By the Court.—Order affirmed.

WILKIE, J., took no part.

NOTES

[1] "30.51 Operation of unnumbered motorboats prohibited; exemptions. (1) CERTIFICATE OF NUMBER REQUIRED. After March 31, 1960, no person shall operate, and no owner shall give permission for the operation of, any motorboat or any sailboat over 12 feet in length on the waters of this state unless the motorboat or sailboat either is covered by a valid certificate of number issued pursuant to this chapter or is exempt from the numbering requirements of this chapter."

[2] "30.52 Certificates of number; applications; issuance; renewals; fees . . .

"(3) FEES. A fee of $3.25 shall be paid to the department for the issuance of a certificate of number or renewal thereof valid for the whole or any part of a numbering period, subject to the following exceptions:

"(a) For issuance of a certificate of number to the new owner upon transfer of ownership of a boat numbered in this state, the fee shall be $1.25 if the certificate is issued for the remainder of the numbering period for which the previous certificate was issued.

"(b) A person owning or otherwise holding 3 or more boats ready for hire generally or ready to let in connection with the operation of resort facilities or guide services may, at his option, pay a flat fee of $5 plus 75 cents per boat for obtaining or renewing certificates of number for such boats in lieu of the fee which otherwise would be payable."

[3] Public Law 85-911, 46 USC, subchapter III, page 11405, sec. 527. The boating act of 1958 has been repealed but Congress has enacted the Federal Boat Safety Act of 1971 (Public Law 92-75, August 10, 1971), 46 USCA, secs. 1451, et seq. This law provides a state with an approved system of numbering is an issuing authority under the federal act. Since the conviction in this case occurred prior to the enactment of this law, it is not governing in this case.
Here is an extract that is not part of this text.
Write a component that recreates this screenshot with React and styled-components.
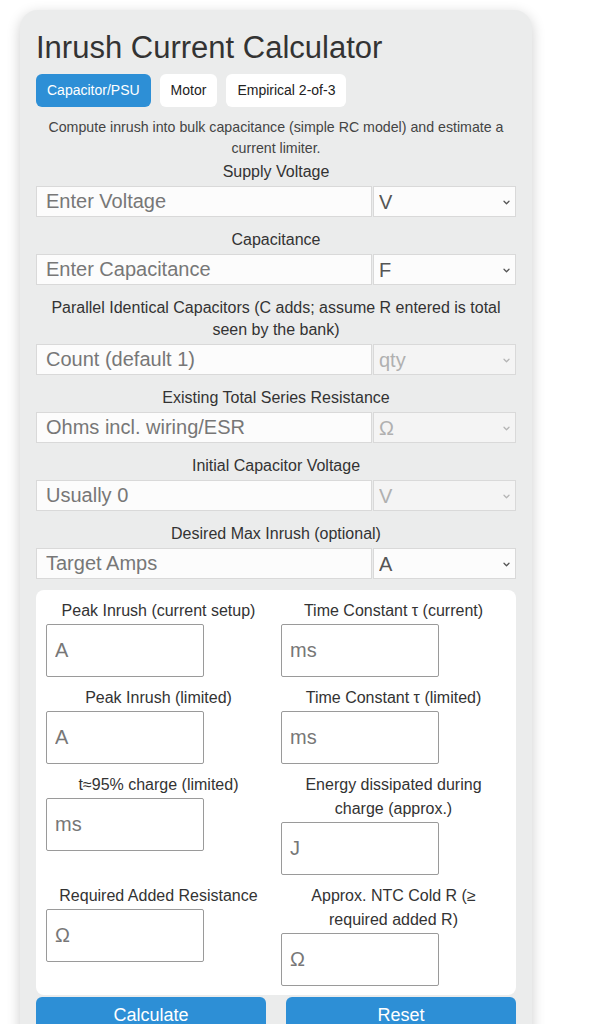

[4] Art. IX, sec. 1, Wisconsin Constitution, provides in part "and the river Mississippi and the navigable waters leading into the Mississippi and St. Lawrence, and the carrying places between the same, shall be common highways and forever free, as well to the inhabitants of the state as to the citizens of the United States, without any tax, impost or duty therefor."
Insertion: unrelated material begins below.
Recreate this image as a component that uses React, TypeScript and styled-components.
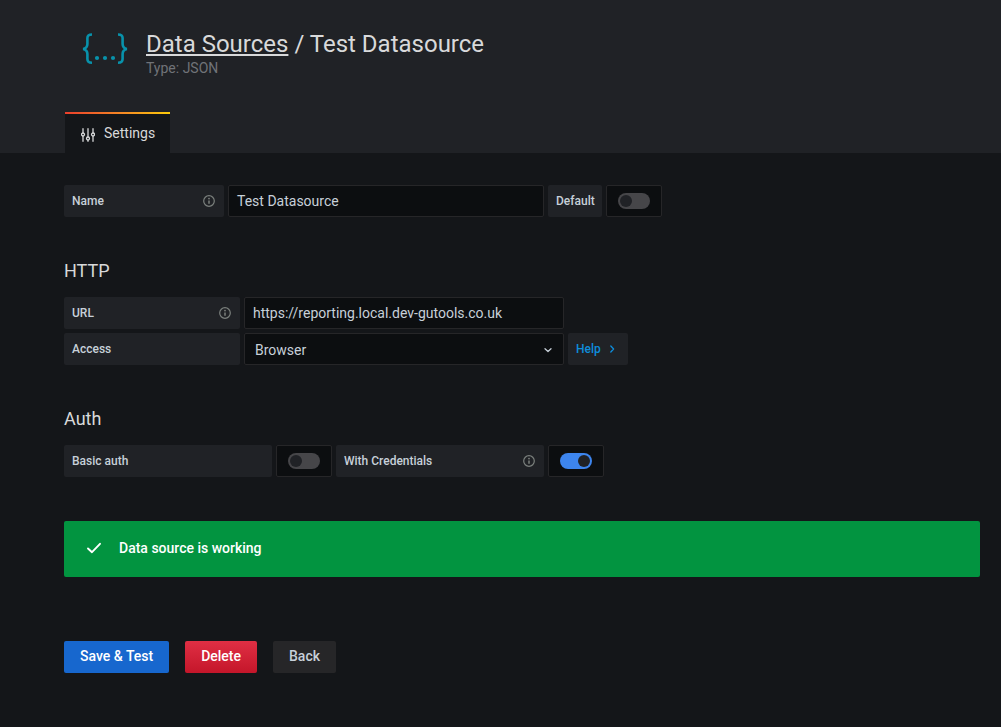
import React from 'react';
import styled, { createGlobalStyle } from 'styled-components';

const Global = createGlobalStyle`
  html, body {
    margin: 0;
    background: #141619;
    font-family: Roboto, "Liberation Sans", sans-serif;
    color: #c7d0d9;
  }
  * { box-sizing: border-box; }
`;

const Header = styled.header`
  height: 153px;
  background: #202226;
  padding: 0 64px 0 65px;
  display: flex;
  flex-direction: column;
  justify-content: space-between;
`;

const HeaderMain = styled.div`
  display: flex;
  padding: 31px 0 0 17px;
`;

const Logo = styled.div`
  display: flex;
  padding-top: 1px;
`;

const Titles = styled.div`
  margin-left: 18px;
`;

const Title = styled.h1`
  margin: 0;
  font-size: 24px;
  font-weight: 400;
  line-height: 26px;
  color: #d8d9da;
  a {
    color: inherit;
    text-decoration: underline;
    text-decoration-thickness: 2px;
    text-underline-offset: 2px;
  }
`;

const SubTitle = styled.div`
  font-size: 14px;
  line-height: 14px;
  margin-top: 4px;
  color: #707378;
`;

const Tab = styled.div`
  width: 105px;
  height: 41px;
  background: linear-gradient(90deg, #eb3f2c, #f58a24 55%, #fbca0a) top / 100% 2px no-repeat, #141619;
  display: flex;
  align-items: center;
  gap: 9px;
  padding: 1px 0 0 16px;
  font-size: 14px;
  color: #d8d9da;
`;

const SlidersSvg = styled.svg`
  margin-top: 3px;
`;

const Main = styled.main`
  padding: 32px 21px 0 64px;
`;

const Row = styled.div`
  display: flex;
  gap: 4px;
  margin-bottom: 4px;
`;

const Label = styled.div<{ $width: number }>`
  width: ${p => p.$width}px;
  height: 32px;
  flex: none;
  background: #202226;
  border-radius: 2px;
  padding: 0 9px 0 8px;
  display: flex;
  align-items: center;
  justify-content: space-between;
  font-size: 12px;
  font-weight: 500;
  color: #c7d0d9;
`;

const Field = styled.div<{ $width: number }>`
  width: ${p => p.$width}px;
  height: 32px;
  flex: none;
  background: #0c0e10;
  border: 1px solid #262628;
  border-radius: 2px;
  padding: 0 10px 0 8px;
  display: flex;
  align-items: center;
  justify-content: space-between;
  font-size: 14px;
  color: #c7d0d9;
`;

const SelectField = styled(Field)`
  padding: 2px 10px 0 10px;
`;

const SwitchBox = styled.div`
  width: 56px;
  height: 32px;
  flex: none;
  background: #0c0e10;
  border: 1px solid #262628;
  border-radius: 2px;
  display: flex;
  align-items: center;
  justify-content: center;
`;

const Track = styled.div<{ $on?: boolean }>`
  width: 32px;
  height: 16px;
  border-radius: 8px;
  background: ${p => (p.$on ? '#3d85ee' : '#464649')};
  padding: 2px;
  display: flex;
  justify-content: ${p => (p.$on ? 'flex-end' : 'flex-start')};
`;

const Knob = styled.div`
  width: 12px;
  height: 12px;
  border-radius: 50%;
  background: #202226;
`;

const Heading = styled.h3`
  margin: 0 0 16px;
  font-size: 18px;
  font-weight: 400;
  line-height: 20px;
  color: #d8d9da;
`;

const Section = styled.section`
  margin-top: 44px;
`;

const HelpButton = styled.div`
  width: 60px;
  height: 32px;
  background: #202226;
  border-radius: 2px;
  padding-left: 8px;
  display: flex;
  align-items: center;
  gap: 6px;
  font-size: 12px;
  font-weight: 500;
  color: #0e8ddb;
`;

const Alert = styled.div`
  width: 916px;
  height: 56px;
  margin-top: 44px;
  background: #029440;
  border-radius: 2px;
  padding: 0 0 2px 22px;
  display: flex;
  align-items: center;
  gap: 17px;
  font-size: 14px;
  font-weight: 500;
  color: #fff;
`;

const Actions = styled.div`
  display: flex;
  gap: 16px;
  margin-top: 64px;
`;

const Button = styled.button<{ $kind: 'primary' | 'danger' | 'secondary' }>`
  height: 32px;
  padding: 0 16px 2px;
  border: 0;
  border-radius: 2px;
  font-family: inherit;
  font-size: 14px;
  font-weight: 500;
  color: ${p => (p.$kind === 'secondary' ? '#c7d0d9' : '#fff')};
  background: ${p =>
    p.$kind === 'primary'
      ? '#1767ce'
      : p.$kind === 'danger'
        ? 'linear-gradient(180deg, #e02f44, #c4162a)'
        : '#262628'};
`;

const JsonLogo = () => (
  <svg width="46" height="33" viewBox="0 0 46 33" fill="none" stroke="#0892ab" strokeWidth="2.6">
    <path d="M10 2.5C6.4 2.5 5.4 3.6 5.4 6V12C5.4 14.8 4.4 16.2 1.2 17C4.4 17.8 5.4 19.2 5.4 22V27C5.4 29.6 6.4 30.8 10 30.8" />
    <path d="M36 2.5C39.6 2.5 40.6 3.6 40.6 6V12C40.6 14.8 41.6 16.2 44.8 17C41.6 17.8 40.6 19.2 40.6 22V27C40.6 29.6 39.6 30.8 36 30.8" />
    <g fill="#0892ab" stroke="none">
      <circle cx="15" cy="26" r="2.1" />
      <circle cx="23" cy="26" r="2.1" />
      <circle cx="31" cy="26" r="2.1" />
    </g>
  </svg>
);

const SlidersIcon = () => (
  <SlidersSvg width="14" height="14" viewBox="0 0 14 14" fill="none" stroke="#d8d9da" strokeWidth="1.3" strokeLinecap="round">
    <path d="M2 .7V5M2 8V13.3M7 .7V9M7 12V13.3M12 .7V5M12 8V13.3" />
    <circle cx="2" cy="6.5" r="1.5" />
    <circle cx="7" cy="10.5" r="1.5" />
    <circle cx="12" cy="6.5" r="1.5" />
  </SlidersSvg>
);

const InfoIcon = () => (
  <svg width="12" height="12" viewBox="0 0 12 12" fill="none">
    <circle cx="6" cy="6" r="5.3" stroke="#7b807d" strokeWidth="1.2" />
    <circle cx="6" cy="3.6" r="0.9" fill="#7b807d" />
    <path d="M6 5.4V8.8" stroke="#7b807d" strokeWidth="1.5" />
  </svg>
);

const ChevronDown = () => (
  <svg width="10" height="10" viewBox="0 0 10 10" fill="none" stroke="#c7d0d9" strokeWidth="1.3" strokeLinecap="round" strokeLinejoin="round">
    <path d="M2 3.8L5 6.6L8 3.8" />
  </svg>
);

const ChevronRight = () => (
  <svg width="10" height="10" viewBox="0 0 10 10" fill="none" stroke="#0e8ddb" strokeWidth="1.3" strokeLinecap="round" strokeLinejoin="round">
    <path d="M3.8 2L6.6 5L3.8 8" />
  </svg>
);

const CheckIcon = () => (
  <svg width="16" height="16" viewBox="0 0 16 16" fill="none" stroke="#fff" strokeWidth="1.9" strokeLinecap="round" strokeLinejoin="round">
    <path d="M2 8.5L6 12.2L14 3.8" />
  </svg>
);

const App = () => (
  <>
    <Global />
    <Header>
      <HeaderMain>
        <Logo>
          <JsonLogo />
        </Logo>
        <Titles>
          <Title>
            <a href="#datasources">Data Sources</a> / Test Datasource
          </Title>
          <SubTitle>Type: JSON</SubTitle>
        </Titles>
      </HeaderMain>
      <Tab>
        <SlidersIcon />
        Settings
      </Tab>
    </Header>
    <Main>
      <Row>
        <Label $width={160}>
          Name
          <InfoIcon />
        </Label>
        <Field $width={316}>Test Datasource</Field>
        <Label $width={54}>Default</Label>
        <SwitchBox>
          <Track>
            <Knob />
          </Track>
        </SwitchBox>
      </Row>

      <Section>
        <Heading>HTTP</Heading>
        <Row>
          <Label $width={176}>
            URL
            <InfoIcon />
          </Label>
          <Field $width={320}>https://reporting.local.dev-gutools.co.uk</Field>
        </Row>
        <Row>
          <Label $width={176}>Access</Label>
          <SelectField $width={320}>
            Browser
            <ChevronDown />
          </SelectField>
          <HelpButton>
            Help
            <ChevronRight />
          </HelpButton>
        </Row>
      </Section>

      <Section>
        <Heading>Auth</Heading>
        <Row>
          <Label $width={208}>Basic auth</Label>
          <SwitchBox>
            <Track>
              <Knob />
            </Track>
          </SwitchBox>
          <Label $width={208}>
            With Credentials
            <InfoIcon />
          </Label>
          <SwitchBox>
            <Track $on>
              <Knob />
            </Track>
          </SwitchBox>
        </Row>
      </Section>

      <Alert>
        <CheckIcon />
        Data source is working
      </Alert>

      <Actions>
        <Button $kind="primary">Save &amp; Test</Button>
        <Button $kind="danger">Delete</Button>
        <Button $kind="secondary">Back</Button>
      </Actions>
    </Main>
  </>
);

export default App;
[5] In Escanaba Co. v. Chicago (1882), 107 U.S. 678, 2 Sup. Ct. 185, 27 L. Ed. 442, the court held that the navigable waters clause does not prohibit the construction on a navigable water of a dam, bridge, or other work so long as commercial intercourse on the water is not permanently obstructed. In Cardwell v. American Bridge Co. (1885), 113 U.S. 205, 212, 5 Sup. Ct. 423, 28 L. Ed. 959, the United States Supreme Court interpreted the navigable waters clause "as having but one object, namely, to insure a highway equally open to all without preference to any, and unobstructed by duties or tolls, and thus prevent the use of the navigable streams by private parties to the exclusion of the public, and the exaction of any toll for their navigation." A similar opinion was expressed by the court in Huse v. Glover (1886), 119 U.S. 543, 7 Sup. Ct. 313, 80 L. Ed. 487.
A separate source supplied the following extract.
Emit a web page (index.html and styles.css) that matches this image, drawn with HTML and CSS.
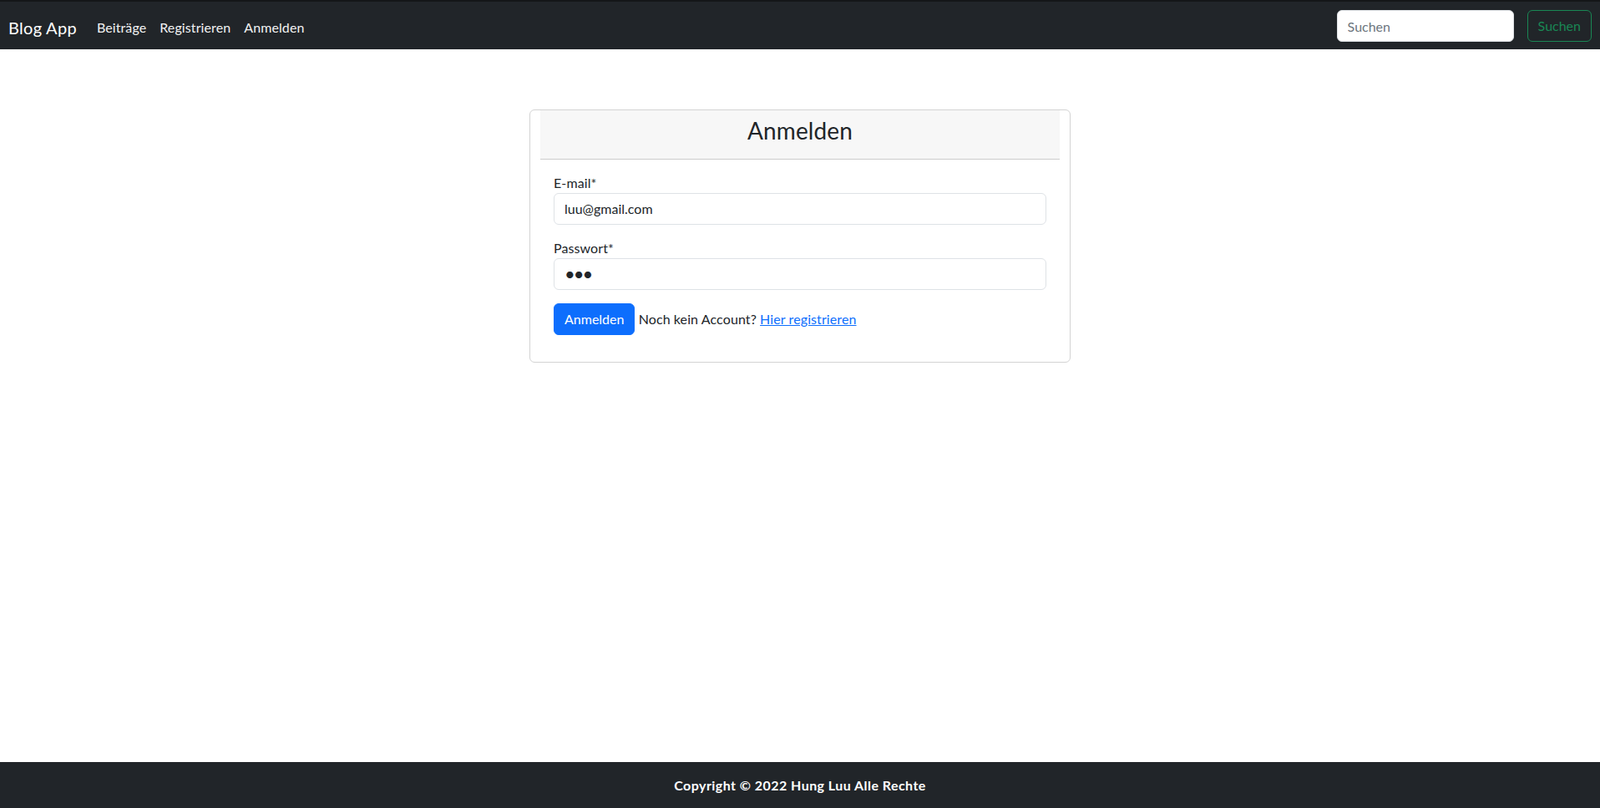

[6] At the end of the 19th century and the early years of the 20th century, Wisconsin started to interpret art. IX, sec. 1, of the Wisconsin Constitution, as creating a public trust in navigable waters. McLennan v. Prentice (1893), 85 Wis. 427, 55 N.W. 764; Priewe v. Wisconsin State Land & Improvement Co. (1896), 93 Wis. 534, 67 N.W. 918; Ne-pee-nauk Club v. Wilson (1897), 96 Wis. 290, 71 N.W. 661; Willow River Club v. Wade (1898), 100 Wis. 86, 76 N.W. 273; Illinois Steel Co. v. Bilot (1901), 109 Wis. 418, 84 N.W. 855, 85 N.W. 402. In Diana Shooting Club v. Hustling (1914), 156 Wis. 261, 269, 271, 145 N.W. 816, the court under the trust doctrine gave a broad construction to art. IX, sec. 1, holding that navigation included not only commerce but travel and recreation which included hunting and fishing. Although Krenz v. Nichols (1928), 197 Wis. 394, 222 N.W. 300, retreated from this broad construction, a return to the broad construction was made in Muench v. Public Service Comm., supra. Thus the change in the public use of navigable waters from commercial navigation to recreational activities found its way into the trust doctrine.